Problem details >> Write out each line in which the string "React" is present.

========================

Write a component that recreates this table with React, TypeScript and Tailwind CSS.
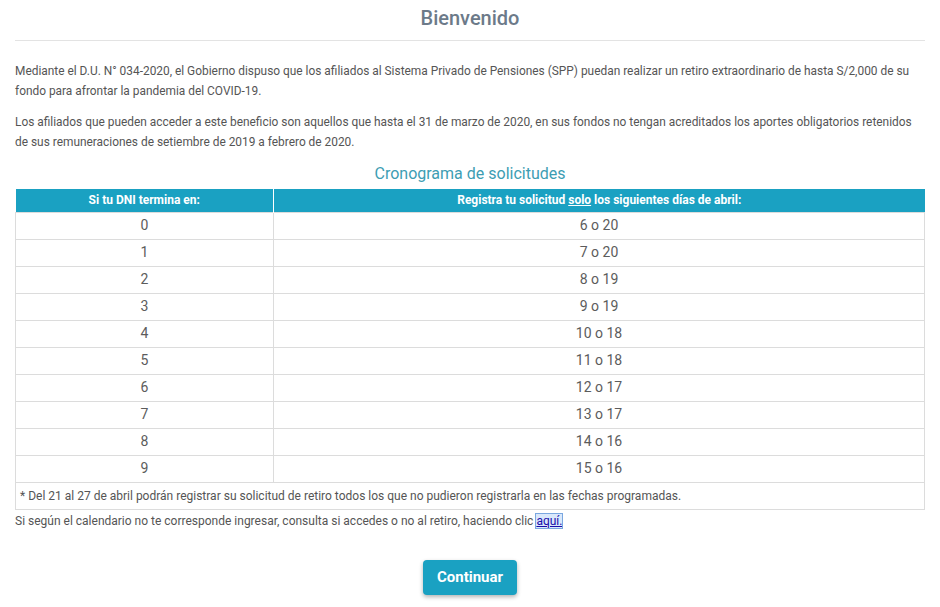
import React from "react";

const rows: [string, string][] = [
  ["0", "6 o 20"],
  ["1", "7 o 20"],
  ["2", "8 o 19"],
  ["3", "9 o 19"],
  ["4", "10 o 18"],
  ["5", "11 o 18"],
  ["6", "12 o 17"],
  ["7", "13 o 17"],
  ["8", "14 o 16"],
  ["9", "15 o 16"],
];

export default function App() {
  return (
    <div
      className="w-[940px] h-[607px] bg-white px-[15px] text-[#555]"
      style={{ fontFamily: "Roboto, 'Liberation Sans', sans-serif" }}
    >
      <h1 className="pt-[6px] h-[40px] text-center text-[20px] leading-[24px] font-medium text-[#6c7a89]">
        Bienvenido
      </h1>
      <div className="h-px bg-[#e3e3e3]" />
      <p className="mt-[20px] text-[11.9px] leading-[20px]">
        Mediante el D.U. N° 034-2020, el Gobierno dispuso que los afiliados al Sistema Privado de Pensiones (SPP) puedan realizar un retiro extraordinario de hasta S/2,000 de su fondo para afrontar la pandemia del COVID-19.
      </p>
      <p className="mt-[11px] text-[11.9px] leading-[20px]">
        Los afiliados que pueden acceder a este beneficio son aquellos que hasta el 31 de marzo de 2020, en sus fondos no tengan acreditados los aportes obligatorios retenidos de sus remuneraciones de setiembre de 2019 a febrero de 2020.
      </p>
      <h2 className="mt-[11px] text-center text-[16px] leading-[22px] text-[#3d9db3]">
        Cronograma de solicitudes
      </h2>
      <table className="mt-[4px] w-full border-collapse">
        <thead>
          <tr className="bg-[#1aa1c2] text-white text-[12px] font-bold h-[23px]">
            <th className="w-[258px] border-r border-white p-0">Si tu DNI termina en:</th>
            <th className="p-0">
              Registra tu solicitud <span className="underline">solo</span> los siguientes días de abril:
            </th>
          </tr>
        </thead>
        <tbody>
          {rows.map(([a, b]) => (
            <tr key={a} className="h-[27px] text-[14px] text-[#5c5c5c]">
              <td className="border border-[#dcdcdc] text-center p-0">{a}</td>
              <td className="border border-[#dcdcdc] text-center p-0">{b}</td>
            </tr>
          ))}
          <tr className="h-[27px] text-[12px]">
            <td colSpan={2} className="border border-[#dcdcdc] px-[4px] p-0">
              * Del 21 al 27 de abril podrán registrar su solicitud de retiro todos los que no pudieron registrarla en las fechas programadas.
            </td>
          </tr>
        </tbody>
      </table>
      <p className="mt-[2px] text-[12px] leading-[18px]">
        Si según el calendario no te corresponde ingresar, consulta si accedes o no al retiro, haciendo clic{" "}
        <a className="text-[#1a0dab] underline bg-[#d9e8fb] outline outline-1 outline-[#7aa7e0]">aquí.</a>
      </p>
      <div className="mt-[30px] flex justify-center">
        <button className="w-[94px] h-[35px] rounded-[4px] bg-[#1aa1c2] text-white text-[15px] font-bold shadow-[0_2px_4px_rgba(0,0,0,0.3)]">
          Continuar
        </button>
      </div>
    </div>
  );
}
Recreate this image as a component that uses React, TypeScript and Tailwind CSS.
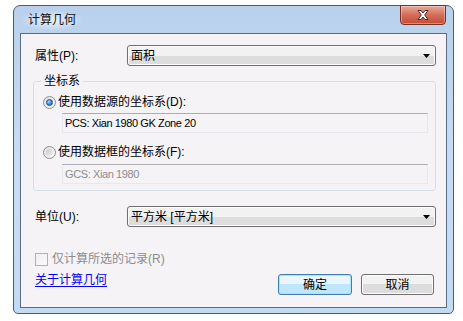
import React from "react";

const ui = "font-['Liberation_Sans','Noto_Sans_CJK_SC',sans-serif]";

const Arrow = () => (
  <svg width="7" height="4" viewBox="0 0 7 4" className="block">
    <path d="M0 0H7L3.5 4Z" fill="#000" />
  </svg>
);

const Combo: React.FC<{ value: string }> = ({ value }) => (
  <div className="flex h-[21px] w-[309px] items-center justify-between rounded-[3px] border border-[#707070] bg-gradient-to-b from-[#f2f2f2] from-50% to-[#dddddd] to-50% pl-[3px] pr-[5px] shadow-[inset_0_0_0_1px_#fcfcfc]">
    <span className="text-[12px] leading-none text-black">{value}</span>
    <Arrow />
  </div>
);

const Radio: React.FC<{ checked?: boolean }> = ({ checked }) => (
  <span className="flex h-[13px] w-[13px] items-center justify-center rounded-full border border-[#8e8f8f] bg-gradient-to-br from-[#e2e2e2] to-[#f7f7f7]">
    {checked ? (
      <span className="h-[7px] w-[7px] rounded-full border border-[#1b4f8c] bg-[radial-gradient(circle_at_35%_35%,#a6dcff,#1d75c4_70%)]" />
    ) : (
      <span className="h-[7px] w-[7px] rounded-full bg-gradient-to-br from-[#c9c9c9] to-[#eeeeee]" />
    )}
  </span>
);

const Field: React.FC<{ text: string; dim?: boolean }> = ({ text, dim }) => (
  <div
    className={`ml-[19px] flex h-[20px] w-[366px] items-center border border-[#e3e9ef] border-t-[#abadb3] pl-[2px] text-[11px] tracking-[-0.4px] ${
      dim ? "text-[#8d8d8d]" : "text-black"
    }`}
  >
    {text}
  </div>
);

export default function App() {
  return (
    <div className={`h-[321px] w-[463px] bg-white pl-[13px] pt-[5px] ${ui}`}>
      <div className="flex h-[309px] w-[441px] flex-col rounded-t-[7px] rounded-b-[5px] border border-[#4f5c6b] bg-gradient-to-b from-[#b9d1ec] via-[#c7dcf4] to-[#c3daf4] px-[6px] pb-[5px]">
        <div className="flex h-[27px] items-start justify-between">
          <div className="mt-[5px] ml-[2px] rounded-full bg-[radial-gradient(ellipse,rgba(255,255,255,0.75),rgba(255,255,255,0)_75%)] px-[6px] py-[2px] text-[12px] leading-[15px] text-[#111]">
            计算几何
          </div>
          <div className="-mt-px mr-[1px] flex h-[20px] w-[46px] items-center justify-center rounded-b-[4px] border border-[#7a2e22] bg-gradient-to-b from-[#e9a99b] via-[#d56c57] to-[#c44b34] shadow-[inset_0_0_0_1px_rgba(255,255,255,0.35)]">
            <svg width="14" height="12" viewBox="0 0 14 12">
              <path
                d="M2 1.5H5L7 4L9 1.5H12L8.7 6L12 10.5H9L7 8L5 10.5H2L5.3 6Z"
                fill="#fff"
                stroke="#4b2a27"
                strokeWidth="1"
                strokeLinejoin="round"
              />
            </svg>
          </div>
        </div>

        <div className="flex flex-1 flex-col border border-[#5e6b7a] bg-[#f5f3f6] text-[12px] leading-[18px] text-black">
          <div className="mt-[11px] flex items-center pl-[14px]">
            <span className="w-[92px] shrink-0 whitespace-nowrap">属性(P):</span>
            <Combo value="面积" />
          </div>

          <fieldset className="mt-[8px] ml-[12px] w-[403px] rounded-[3px] border border-[#d5dfe5] pb-[6px]">
            <legend className="ml-[7px] px-[3px] text-[12px] leading-[14px]">坐标系</legend>
            <div className="mt-[7px] flex h-[14px] items-center gap-[2px] pl-[9px]">
              <Radio checked />
              <span>使用数据源的坐标系(D):</span>
            </div>
            <div className="mt-[4px] pl-[9px]">
              <Field text="PCS: Xian 1980 GK Zone 20" />
            </div>
            <div className="mt-[12px] flex h-[14px] items-center gap-[2px] pl-[9px]">
              <Radio />
              <span>使用数据框的坐标系(F):</span>
            </div>
            <div className="mt-[5px] pl-[9px]">
              <Field text="GCS: Xian 1980" dim />
            </div>
          </fieldset>

          <div className="mt-[15px] flex items-center pl-[14px]">
            <span className="w-[92px] shrink-0 whitespace-nowrap">单位(U):</span>
            <Combo value="平方米 [平方米]" />
          </div>

          <div className="mt-[23px] flex items-center gap-[4px] pl-[14px] text-[#8d8d8d]">
            <span className="h-[13px] w-[13px] border border-[#b1b1b1] bg-gradient-to-br from-[#f0f0f0] to-[#fbfbfb]" />
            <span>仅计算所选的记录(R)</span>
          </div>

          <div className="flex items-start justify-between pl-[14px] pr-[12px]">
            <a className="mt-[3px] text-[#0000ff] underline underline-offset-2">关于计算几何</a>
            <div className="mt-[6px] flex gap-[9px]">
              <button className="h-[21px] w-[74px] rounded-[3px] border border-[#3c7fb1] bg-gradient-to-b from-[#eaf6fd] from-50% to-[#bee6fd] to-50% shadow-[inset_0_0_0_1px_#a8e3f9] text-[12px]">
                确定
              </button>
              <button className="h-[21px] w-[73px] rounded-[3px] border border-[#707070] bg-gradient-to-b from-[#f2f2f2] from-50% to-[#dddddd] to-50% shadow-[inset_0_0_0_1px_#fcfcfc] text-[12px]">
                取消
              </button>
            </div>
          </div>
        </div>
      </div>
    </div>
  );
}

========================

Answer to the exercise >>
Write a component that recreates this table with React, TypeScript and Tailwind CSS.
import React from "react";
Recreate this image as a component that uses React, TypeScript and Tailwind CSS.
import React from "react";
const Combo: React.FC<{ value: string }> = ({ value }) => (
const Radio: React.FC<{ checked?: boolean }> = ({ checked }) => (
const Field: React.FC<{ text: string; dim?: boolean }> = ({ text, dim }) => (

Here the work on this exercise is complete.